# SHORT EXERCISE
Retype all of the listing exactly, passing over any picture you find.

# DATASET CONTENT
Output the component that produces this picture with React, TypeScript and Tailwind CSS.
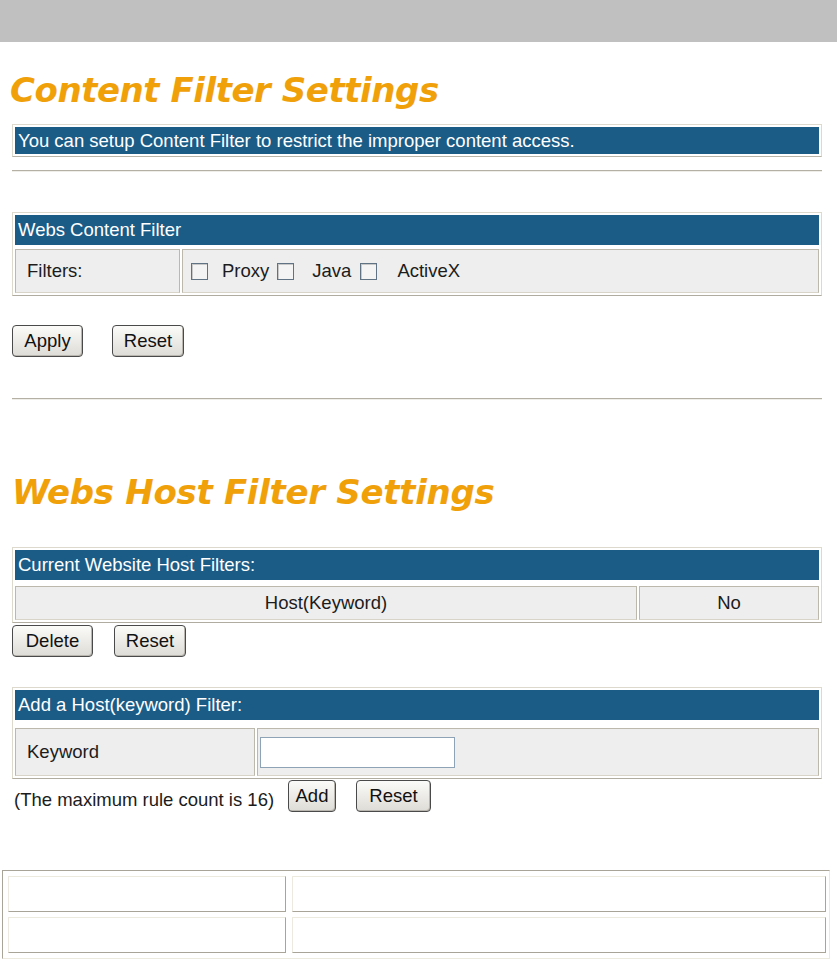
import React from "react";

const blue = "bg-[#1b5c87]";

function Btn({ label, w, className = "" }: { label: string; w: string; className?: string }) {
  return (
    <button
      className={`${w} h-[32px] rounded-[4px] border border-[#4a4a4a] bg-gradient-to-b from-[#fbfbf9] to-[#dedcd6] text-[18.5px] leading-[30px] text-[#111] shadow-[inset_-1px_-1px_0_#b8b6ae] ${className}`}
    >
      {label}
    </button>
  );
}

function Box() {
  return <span className="inline-block w-[17px] h-[17px] border border-[#5f7384] bg-[#f4f4f4] shadow-[inset_1px_1px_0_#c8c8c8]" />;
}

function Hr() {
  return <div className="ml-[12px] w-[810px] h-[2px] border-t border-[#b4b0a4] border-b border-b-[#f0eee8]" />;
}

export default function App() {
  return (
    <div className="w-[837px] min-h-[960px] bg-white font-['Liberation_Sans',Arial,sans-serif] text-[18.5px] text-[#1c1c1c] overflow-hidden">
      <div className="h-[42px] bg-[#c0c0c0]" />

      <h1 className="mt-[29px] ml-[10px] h-[38px] leading-[38px] text-[34px] font-bold italic text-[#f0a10a] font-['DejaVu_Sans',Verdana,sans-serif] tracking-[-0.45px]">
        Content Filter Settings
      </h1>

      <div className="mt-[15px] ml-[12px] w-[810px] border border-[#ddd9cc] border-b-[#b8b4a8] p-[2px]">
        <div className={`h-[27px] ${blue} text-white leading-[27px] pl-[3px] whitespace-nowrap`}>
          You can setup Content Filter to restrict the improper content access.
        </div>
      </div>

      <div className="mt-[13px]">
        <Hr />
      </div>

      {/* Webs Content Filter */}
      <div className="mt-[40px] ml-[12px] w-[810px] border border-[#ddd9cc] border-b-[#b0ac9f] p-[2px] flex flex-col gap-[4px]">
        <div className={`h-[30px] ${blue} text-white leading-[30px] pl-[3px]`}>Webs Content Filter</div>
        <div className="flex gap-[2px] h-[44px]">
          <div className="w-[165px] bg-[#eeeeee] border border-[#bcb8ac] border-b-[#d8d4c8] flex items-center pl-[11px]">
            Filters:
          </div>
          <div className="flex-1 bg-[#eeeeee] border border-[#bcb8ac] border-b-[#d8d4c8] flex items-center pl-[8px]">
            <Box />
            <span className="ml-[14px]">Proxy</span>
            <span className="ml-[8px] flex"><Box /></span>
            <span className="ml-[18px]">Java</span>
            <span className="ml-[9px] flex"><Box /></span>
            <span className="ml-[20px]">ActiveX</span>
          </div>
        </div>
      </div>

      <div className="mt-[29px] ml-[12px] flex gap-[29px]">
        <Btn label="Apply" w="w-[71px]" />
        <Btn label="Reset" w="w-[72px]" />
      </div>

      <div className="mt-[41px]">
        <Hr />
      </div>

      <h1 className="mt-[73px] ml-[12px] h-[38px] leading-[38px] text-[34px] font-bold italic text-[#f0a10a] font-['DejaVu_Sans',Verdana,sans-serif] tracking-[-0.3px]">
        Webs Host Filter Settings
      </h1>

      {/* Current Website Host Filters */}
      <div className="mt-[36px] ml-[12px] w-[810px] border border-[#ddd9cc] border-b-[#b0ac9f] p-[2px] flex flex-col gap-[6px]">
        <div className={`h-[30px] ${blue} text-white leading-[30px] pl-[3px]`}>Current Website Host Filters:</div>
        <div className="flex gap-[2px] h-[34px]">
          <div className="w-[622px] bg-[#eeeeee] border border-[#bcb8ac] border-b-[#d8d4c8] flex items-center justify-center">
            Host(Keyword)
          </div>
          <div className="flex-1 bg-[#eeeeee] border border-[#bcb8ac] border-b-[#d8d4c8] flex items-center justify-center">
            No
          </div>
        </div>
      </div>

      <div className="mt-[2px] ml-[12px] flex gap-[21px]">
        <Btn label="Delete" w="w-[81px]" />
        <Btn label="Reset" w="w-[72px]" />
      </div>

      {/* Add a Host(keyword) Filter */}
      <div className="mt-[30px] ml-[12px] w-[810px] border border-[#ddd9cc] border-b-[#b0ac9f] p-[2px] flex flex-col gap-[8px]">
        <div className={`h-[30px] ${blue} text-white leading-[30px] pl-[3px]`}>Add a Host(keyword) Filter:</div>
        <div className="flex gap-[2px] h-[48px]">
          <div className="w-[240px] bg-[#eeeeee] border border-[#bcb8ac] border-b-[#d8d4c8] flex items-center pl-[11px]">
            Keyword
          </div>
          <div className="flex-1 bg-[#eeeeee] border border-[#bcb8ac] border-b-[#d8d4c8] flex items-center pl-[2px]">
            <input
              type="text"
              className="w-[195px] h-[31px] bg-white border border-[#8fa3b6] outline-none"
            />
          </div>
        </div>
      </div>

      <div className="mt-[1px] ml-[14px] flex items-end h-[32px]">
        <span className="w-[274px] leading-[22px] mb-[1px] whitespace-nowrap">(The maximum rule count is 16)</span>
        <Btn label="Add" w="w-[48px]" className="!leading-[24px]" />
        <Btn label="Reset" w="w-[75px]" className="ml-[20px]" />
      </div>

      {/* bottom table */}
      <div className="mt-[58px] ml-[2px] w-[828px] border border-[#a8a498] border-b-[#ece9df] border-r-[#ece9df] pt-[5px] pb-[5px] pl-[5px] pr-[2px] flex flex-col gap-[5px]">
        <div className="flex gap-[6px] h-[36px]">
          <div className="w-[278px] border border-[#ece9df] border-b-[#a8a498] border-r-[#a8a498]" />
          <div className="w-[534px] border border-[#ece9df] border-b-[#a8a498] border-r-[#a8a498]" />
        </div>
        <div className="flex gap-[6px] h-[36px]">
          <div className="w-[278px] border border-[#ece9df] border-b-[#a8a498] border-r-[#a8a498]" />
          <div className="w-[534px] border border-[#ece9df] border-b-[#a8a498] border-r-[#a8a498]" />
        </div>
      </div>
    </div>
  );
}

# RESULT
Output the component that produces this picture with React, TypeScript and Tailwind CSS.
import React from "react";

const blue = "bg-[#1b5c87]";

function Btn({ label, w, className = "" }: { label: string; w: string; className?: string }) {
  return (
    <button
      className={`${w} h-[32px] rounded-[4px] border border-[#4a4a4a] bg-gradient-to-b from-[#fbfbf9] to-[#dedcd6] text-[18.5px] leading-[30px] text-[#111] shadow-[inset_-1px_-1px_0_#b8b6ae] ${className}`}
    >
      {label}
    </button>
  );
}

function Box() {
  return <span className="inline-block w-[17px] h-[17px] border border-[#5f7384] bg-[#f4f4f4] shadow-[inset_1px_1px_0_#c8c8c8]" />;
}

function Hr() {
  return <div className="ml-[12px] w-[810px] h-[2px] border-t border-[#b4b0a4] border-b border-b-[#f0eee8]" />;
}

export default function App() {
  return (
    <div className="w-[837px] min-h-[960px] bg-white font-['Liberation_Sans',Arial,sans-serif] text-[18.5px] text-[#1c1c1c] overflow-hidden">
      <div className="h-[42px] bg-[#c0c0c0]" />

      <h1 className="mt-[29px] ml-[10px] h-[38px] leading-[38px] text-[34px] font-bold italic text-[#f0a10a] font-['DejaVu_Sans',Verdana,sans-serif] tracking-[-0.45px]">
        Content Filter Settings
      </h1>

      <div className="mt-[15px] ml-[12px] w-[810px] border border-[#ddd9cc] border-b-[#b8b4a8] p-[2px]">
        <div className={`h-[27px] ${blue} text-white leading-[27px] pl-[3px] whitespace-nowrap`}>
          You can setup Content Filter to restrict the improper content access.
        </div>
      </div>

      <div className="mt-[13px]">
        <Hr />
      </div>

      {/* Webs Content Filter */}
      <div className="mt-[40px] ml-[12px] w-[810px] border border-[#ddd9cc] border-b-[#b0ac9f] p-[2px] flex flex-col gap-[4px]">
        <div className={`h-[30px] ${blue} text-white leading-[30px] pl-[3px]`}>Webs Content Filter</div>
        <div className="flex gap-[2px] h-[44px]">
          <div className="w-[165px] bg-[#eeeeee] border border-[#bcb8ac] border-b-[#d8d4c8] flex items-center pl-[11px]">
            Filters:
          </div>
          <div className="flex-1 bg-[#eeeeee] border border-[#bcb8ac] border-b-[#d8d4c8] flex items-center pl-[8px]">
            <Box />
            <span className="ml-[14px]">Proxy</span>
            <span className="ml-[8px] flex"><Box /></span>
            <span className="ml-[18px]">Java</span>
            <span className="ml-[9px] flex"><Box /></span>
            <span className="ml-[20px]">ActiveX</span>
          </div>
        </div>
      </div>

      <div className="mt-[29px] ml-[12px] flex gap-[29px]">
        <Btn label="Apply" w="w-[71px]" />
        <Btn label="Reset" w="w-[72px]" />
      </div>

      <div className="mt-[41px]">
        <Hr />
      </div>

      <h1 className="mt-[73px] ml-[12px] h-[38px] leading-[38px] text-[34px] font-bold italic text-[#f0a10a] font-['DejaVu_Sans',Verdana,sans-serif] tracking-[-0.3px]">
        Webs Host Filter Settings
      </h1>

      {/* Current Website Host Filters */}
      <div className="mt-[36px] ml-[12px] w-[810px] border border-[#ddd9cc] border-b-[#b0ac9f] p-[2px] flex flex-col gap-[6px]">
        <div className={`h-[30px] ${blue} text-white leading-[30px] pl-[3px]`}>Current Website Host Filters:</div>
        <div className="flex gap-[2px] h-[34px]">
          <div className="w-[622px] bg-[#eeeeee] border border-[#bcb8ac] border-b-[#d8d4c8] flex items-center justify-center">
            Host(Keyword)
          </div>
          <div className="flex-1 bg-[#eeeeee] border border-[#bcb8ac] border-b-[#d8d4c8] flex items-center justify-center">
            No
          </div>
        </div>
      </div>

      <div className="mt-[2px] ml-[12px] flex gap-[21px]">
        <Btn label="Delete" w="w-[81px]" />
        <Btn label="Reset" w="w-[72px]" />
      </div>

      {/* Add a Host(keyword) Filter */}
      <div className="mt-[30px] ml-[12px] w-[810px] border border-[#ddd9cc] border-b-[#b0ac9f] p-[2px] flex flex-col gap-[8px]">
        <div className={`h-[30px] ${blue} text-white leading-[30px] pl-[3px]`}>Add a Host(keyword) Filter:</div>
        <div className="flex gap-[2px] h-[48px]">
          <div className="w-[240px] bg-[#eeeeee] border border-[#bcb8ac] border-b-[#d8d4c8] flex items-center pl-[11px]">
            Keyword
          </div>
          <div className="flex-1 bg-[#eeeeee] border border-[#bcb8ac] border-b-[#d8d4c8] flex items-center pl-[2px]">
            <input
              type="text"
              className="w-[195px] h-[31px] bg-white border border-[#8fa3b6] outline-none"
            />
          </div>
        </div>
      </div>

      <div className="mt-[1px] ml-[14px] flex items-end h-[32px]">
        <span className="w-[274px] leading-[22px] mb-[1px] whitespace-nowrap">(The maximum rule count is 16)</span>
        <Btn label="Add" w="w-[48px]" className="!leading-[24px]" />
        <Btn label="Reset" w="w-[75px]" className="ml-[20px]" />
      </div>

      {/* bottom table */}
      <div className="mt-[58px] ml-[2px] w-[828px] border border-[#a8a498] border-b-[#ece9df] border-r-[#ece9df] pt-[5px] pb-[5px] pl-[5px] pr-[2px] flex flex-col gap-[5px]">
        <div className="flex gap-[6px] h-[36px]">
          <div className="w-[278px] border border-[#ece9df] border-b-[#a8a498] border-r-[#a8a498]" />
          <div className="w-[534px] border border-[#ece9df] border-b-[#a8a498] border-r-[#a8a498]" />
        </div>
        <div className="flex gap-[6px] h-[36px]">
          <div className="w-[278px] border border-[#ece9df] border-b-[#a8a498] border-r-[#a8a498]" />
          <div className="w-[534px] border border-[#ece9df] border-b-[#a8a498] border-r-[#a8a498]" />
        </div>
      </div>
    </div>
  );
}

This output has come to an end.